While Clayton continues to pursue television and film roles—he recently played a suicidal teen in the indy film “Reach” and Nicholas Cage’s son in the bonkers “Between Worlds”—he remains particularly passionate about musical theater.

Clayton is regularly part of the UMPO (Unauthorized Musical Parody Of…) troupe that mounts song-filled spoofs of pop culture touchstones at Rockwell, a Los Angeles cabaret venue: He’s been a part of tongue-in-cheek takes on “Stranger Things” and “10 Things I Hate About You.” Still embraced by Disney, where he first made his mark, Clayton headlined Gay Days at Disneyland last year, singing “I Put A Spell On You” which he first fell in love with in the studio’s own “Hocus Pocus.”

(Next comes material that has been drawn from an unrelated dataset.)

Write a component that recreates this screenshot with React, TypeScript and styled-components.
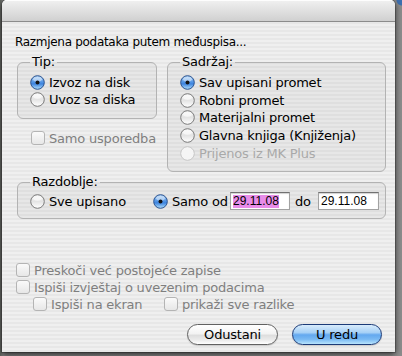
import React from "react";
import styled, { createGlobalStyle } from "styled-components";

const GlobalStyle = createGlobalStyle`
  html, body { margin: 0; padding: 0; }
  body { background: #7d7d7d; font-family: "DejaVu Sans", sans-serif; }
`;

const Desktop = styled.div`
  width: 402px;
  height: 356px;
  overflow: hidden;
  background:
    radial-gradient(circle at 100% 0, #3d6fb0 0 5px, transparent 6px),
    linear-gradient(to right, #5e625c 0, #7c7c7c 3px, #8c8c8c 100%);
`;

const Window = styled.div`
  margin-left: 2px;
  width: 393px;
  height: 352px;
  border-radius: 5px 5px 0 0;
  overflow: hidden;
  display: flex;
  flex-direction: column;
  background: repeating-linear-gradient(to bottom, #efefef 0 2px, #e7e7e7 2px 4px);
  box-shadow: 0 2px 6px rgba(0, 0, 0, 0.7), 0 0 0 1px rgba(0, 0, 0, 0.2);
  font: 13px "DejaVu Sans", sans-serif;
  letter-spacing: -0.2px;
  color: #000;
`;

const TitleBar = styled.div`
  flex: none;
  height: 21px;
  border-bottom: 1px solid #8c8c8c;
  background: linear-gradient(#f1f1f1, #d0d0d0);
  box-shadow: inset 0 1px 0 rgba(255, 255, 255, 0.85);
`;

const Content = styled.div`
  display: flex;
  flex-direction: column;
  align-items: flex-start;
  padding-left: 15px;
`;

const Heading = styled.div`
  margin: 12px 0 0 -2px;
  line-height: 17px;
  font-size: 12px;
  letter-spacing: -0.3px;
  white-space: nowrap;
`;

const TopRow = styled.div`
  display: flex;
  align-items: flex-start;
  gap: 10px;
  margin-top: 3px;
`;

const LeftCol = styled.div`
  display: flex;
  flex-direction: column;
  align-items: flex-start;
`;

const Group = styled.fieldset<{ $w: number; $pt: number; $pb: number; $mt?: number }>`
  box-sizing: border-box;
  width: ${(p) => p.$w}px;
  min-inline-size: 0;
  margin: ${(p) => p.$mt ?? 0}px 0 0 0;
  padding: ${(p) => p.$pt}px 8px ${(p) => p.$pb}px 12px;
  border: 1px solid #b3b3b3;
  border-radius: 6px;
  background: rgba(0, 0, 0, 0.03);
`;

const Legend = styled.legend`
  padding: 0 2px;
  margin: 0;
  line-height: 16px;
  font-size: 13px;
  white-space: nowrap;
`;

type Tone = "normal" | "dim" | "faint";
const toneColor = (t: Tone) => (t === "normal" ? "#000" : t === "dim" ? "#7f7f7f" : "#a9a9a9");

const Row = styled.div<{ $h: number; $tone?: Tone; $w?: number; $ml?: number }>`
  display: flex;
  align-items: center;
  gap: 4px;
  height: ${(p) => p.$h}px;
  ${(p) => (p.$w ? `width: ${p.$w}px; flex: none;` : "")}
  margin-left: ${(p) => p.$ml ?? 0}px;
  color: ${(p) => toneColor(p.$tone ?? "normal")};
  white-space: nowrap;
`;

const Stack = styled.div`
  display: flex;
  flex-direction: column;
`;

const InlineRow = styled.div`
  display: flex;
  align-items: center;
  height: 20px;
`;

const FixedLabel = styled.span<{ $w: number }>`
  display: inline-block;
  width: ${(p) => p.$w}px;
  flex: none;
`;

const DoLabel = styled.span`
  box-sizing: border-box;
  width: 28px;
  padding-left: 5px;
  flex: none;
`;

const Field = styled.div<{ $w: number }>`
  box-sizing: border-box;
  width: ${(p) => p.$w}px;
  height: 18px;
  flex: none;
  display: flex;
  align-items: center;
  padding-left: 2px;
  background: #fff;
  border: 1px solid #a2a2a2;
  border-top-color: #717171;
  box-shadow: inset 0 1px 1px rgba(0, 0, 0, 0.18);
  font: 12px "Liberation Sans", Arial, sans-serif;
  letter-spacing: 0;
  color: #000;
`;

const Selected = styled.span`
  background: #e88ce9;
  line-height: 13px;
`;

const Options = styled.div`
  display: flex;
  flex-direction: column;
  margin: 42.5px 0 0 -1px;
`;

const SubRow = styled.div`
  display: flex;
  margin-left: 17px;
`;

const ButtonRow = styled.div`
  align-self: stretch;
  display: flex;
  justify-content: flex-end;
  gap: 14px;
  margin-top: 11.5px;
  padding-right: 13px;
`;

const Button = styled.button<{ $w: number; $primary?: boolean }>`
  box-sizing: border-box;
  width: ${(p) => p.$w}px;
  height: 21px;
  padding: 0;
  border-radius: 11px;
  font: 13px "DejaVu Sans", sans-serif;
  letter-spacing: -0.2px;
  color: #000;
  line-height: 19px;
  border: 1px solid ${(p) => (p.$primary ? "#1c3b78" : "#616161")};
  background: ${(p) =>
    p.$primary
      ? "linear-gradient(#d9ecfc 0%, #a6d0f6 40%, #63a8ef 52%, #79b9f3 75%, #b8e4fd 100%)"
      : "linear-gradient(#ffffff 0%, #f3f3f3 45%, #dedede 55%, #ececec 80%, #ffffff 100%)"};
  box-shadow: 0 1px 1px rgba(0, 0, 0, 0.15);
`;

const Radio: React.FC<{ on?: boolean; disabled?: boolean }> = ({ on, disabled }) => (
  <svg width="15" height="15" viewBox="0 0 15 15" style={{ flex: "none" }}>
    <defs>
      <linearGradient id="radOn" x1="0" y1="0" x2="0" y2="1">
        <stop offset="0" stopColor="#b4d6f7" />
        <stop offset="0.45" stopColor="#5597e6" />
        <stop offset="0.6" stopColor="#3d84df" />
        <stop offset="1" stopColor="#b3e1fc" />
      </linearGradient>
      <linearGradient id="radOff" x1="0" y1="0" x2="0" y2="1">
        <stop offset="0" stopColor="#f4f4f4" />
        <stop offset="0.5" stopColor="#e4e4e4" />
        <stop offset="1" stopColor="#ffffff" />
      </linearGradient>
    </defs>
    <circle
      cx="7.5"
      cy="7.5"
      r="6.8"
      fill={on ? "url(#radOn)" : disabled ? "#f5f5f5" : "url(#radOff)"}
      stroke={on ? "#2a528f" : disabled ? "#c6c6c6" : "#7a7a7a"}
      strokeWidth="1"
    />
    {!disabled && <ellipse cx="7.5" cy="4.3" rx="4.4" ry="2.4" fill="#fff" opacity={on ? 0.45 : 0.6} />}
    {on && <circle cx="7.5" cy="7.6" r="2" fill="#141414" />}
  </svg>
);

const Check: React.FC = () => (
  <svg width="14" height="14" viewBox="0 0 14 14" style={{ flex: "none" }}>
    <defs>
      <linearGradient id="chkOff" x1="0" y1="0" x2="0" y2="1">
        <stop offset="0" stopColor="#fbfbfb" />
        <stop offset="1" stopColor="#e6e6e6" />
      </linearGradient>
    </defs>
    <rect x="0.5" y="0.5" width="13" height="13" rx="2.5" fill="url(#chkOff)" stroke="#b4b4b4" />
  </svg>
);

const contents: { label: string; on?: boolean; disabled?: boolean }[] = [
  { label: "Sav upisani promet", on: true },
  { label: "Robni promet" },
  { label: "Materijalni promet" },
  { label: "Glavna knjiga (Knjiženja)" },
  { label: "Prijenos iz MK Plus", disabled: true },
];

export default function App() {
  return (
    <>
      <GlobalStyle />
      <Desktop>
        <Window>
          <TitleBar />
          <Content>
            <Heading>Razmjena podataka putem međuspisa...</Heading>
            <TopRow>
              <LeftCol>
                <Group $w={140} $pt={3.5} $pb={10.5}>
                  <Legend>Tip:</Legend>
                  <Stack>
                    <Row $h={17}>
                      <Radio on />
                      Izvoz na disk
                    </Row>
                    <Row $h={17}>
                      <Radio />
                      Uvoz sa diska
                    </Row>
                  </Stack>
                </Group>
                <Row $h={17} $tone="dim" $ml={14} style={{ marginTop: 10.5 }}>
                  <Check />
                  Samo usporedba
                </Row>
              </LeftCol>
              <Group $w={219} $pt={3.5} $pb={8.75}>
                <Legend>Sadržaj:</Legend>
                <Stack>
                  {contents.map((c) => (
                    <Row key={c.label} $h={17.75} $tone={c.disabled ? "faint" : "normal"}>
                      <Radio on={c.on} disabled={c.disabled} />
                      {c.label}
                    </Row>
                  ))}
                </Stack>
              </Group>
            </TopRow>
            <Group $w={369} $pt={1} $pb={7} $mt={2}>
              <Legend>Razdoblje:</Legend>
              <InlineRow>
                <Row $h={20} $w={123}>
                  <Radio />
                  Sve upisano
                </Row>
                <Row $h={20}>
                  <Radio on />
                  <FixedLabel $w={58}>Samo od</FixedLabel>
                </Row>
                <Field $w={60}>
                  <Selected>29.11.08</Selected>
                </Field>
                <DoLabel>do</DoLabel>
                <Field $w={61}>29.11.08</Field>
              </InlineRow>
            </Group>
            <Options>
              <Row $h={17} $tone="dim">
                <Check />
                Preskoči već postojeće zapise
              </Row>
              <Row $h={17} $tone="dim">
                <Check />
                Ispiši izvještaj o uvezenim podacima
              </Row>
              <SubRow>
                <Row $h={17} $tone="dim" $w={131}>
                  <Check />
                  Ispiši na ekran
                </Row>
                <Row $h={17} $tone="dim">
                  <Check />
                  prikaži sve razlike
                </Row>
              </SubRow>
            </Options>
            <ButtonRow>
              <Button $w={91}>Odustani</Button>
              <Button $w={90} $primary>
                U redu
              </Button>
            </ButtonRow>
          </Content>
        </Window>
      </Desktop>
    </>
  );
}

Among the musical roles he says he’d love to get a crack at are Elder Price in “The Book of Mormon” and Jimmy in “Thoroughly Modern Milly.”

Along with moving forward in his career without the burden of closet, Clayton is also savoring the comforts of a now unhidden domestic life. 

He lives with Knight and their two huskies, Dart and Dash, which he emphasizes that he didn’t get because of “Game of Thrones”: “I grew up with a husky. When I see people buying them now because they want a dire wolf, its upsetting. They’re very unpredicatable and you need to know how to care for them.”

Clayton has the “Lord of the Rings” and “Harry Potter” films on heavy repeat and often listens to showtunes on Spotify. 

“Do you know the song “Breathe” from “In The Heights”?” Clayton asks. “That’s a nice one to fold laundry to.”